Twenty years to a name
CosmicOpals didn't start as a shop. It started as a rock habit in Santa Cruz that got out of hand.

Before there was a shop, there was a bench. We're Santa Cruz natives, and the cutting started more than twenty years ago — first as collecting, then as learning to put a polish on what we'd collected, then as the thing we did every day. Nobody plans that. You just look up one year and the garage is a lapidary studio.
Facebook came first. It's still our longest-running channel — the page grew slowly, post by post, to the 89,000 people who follow it now, and a lot of them have been there for most of the ride. The Etsy shop opened in 2014. Eleven years later it's at 2,225 sales and a Star Seller badge, which we're proud of mostly because of what it took: photographing every single stone ourselves, answering every question in detail, and describing every flaw before anyone had to ask.
Why opals, of everything
Plenty of stones are beautiful. Opal is the only one that moves. Tilt a good piece a few degrees and the color rolls, switches, disappears, comes back somewhere else. After twenty years that still gets us — there are pieces we cut years ago that we still pick up off the shelf just to watch.
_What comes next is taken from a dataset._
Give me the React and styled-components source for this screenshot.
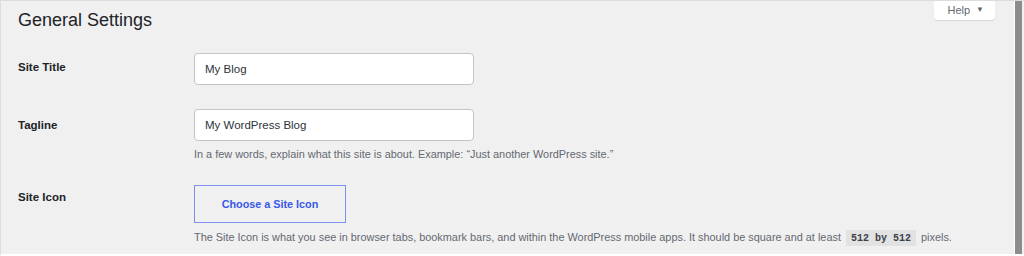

The other reason is the supply chain, or rather how short ours is. Rough comes to the bench directly from the people who mine it — Lightning Ridge and the Queensland boulder fields, Welo in Ethiopia through proper export verification, Querétaro in Mexico. No broker chain means we know what we're cutting, and you know what you're buying.
We cannot see our reflection in running water. It is only in still water that we can see.
That line has been pinned to our Pinterest board for years. It's about as close to a mission statement as we'll ever get. The work is slow on purpose — one cutter, one bench, one stone at a time.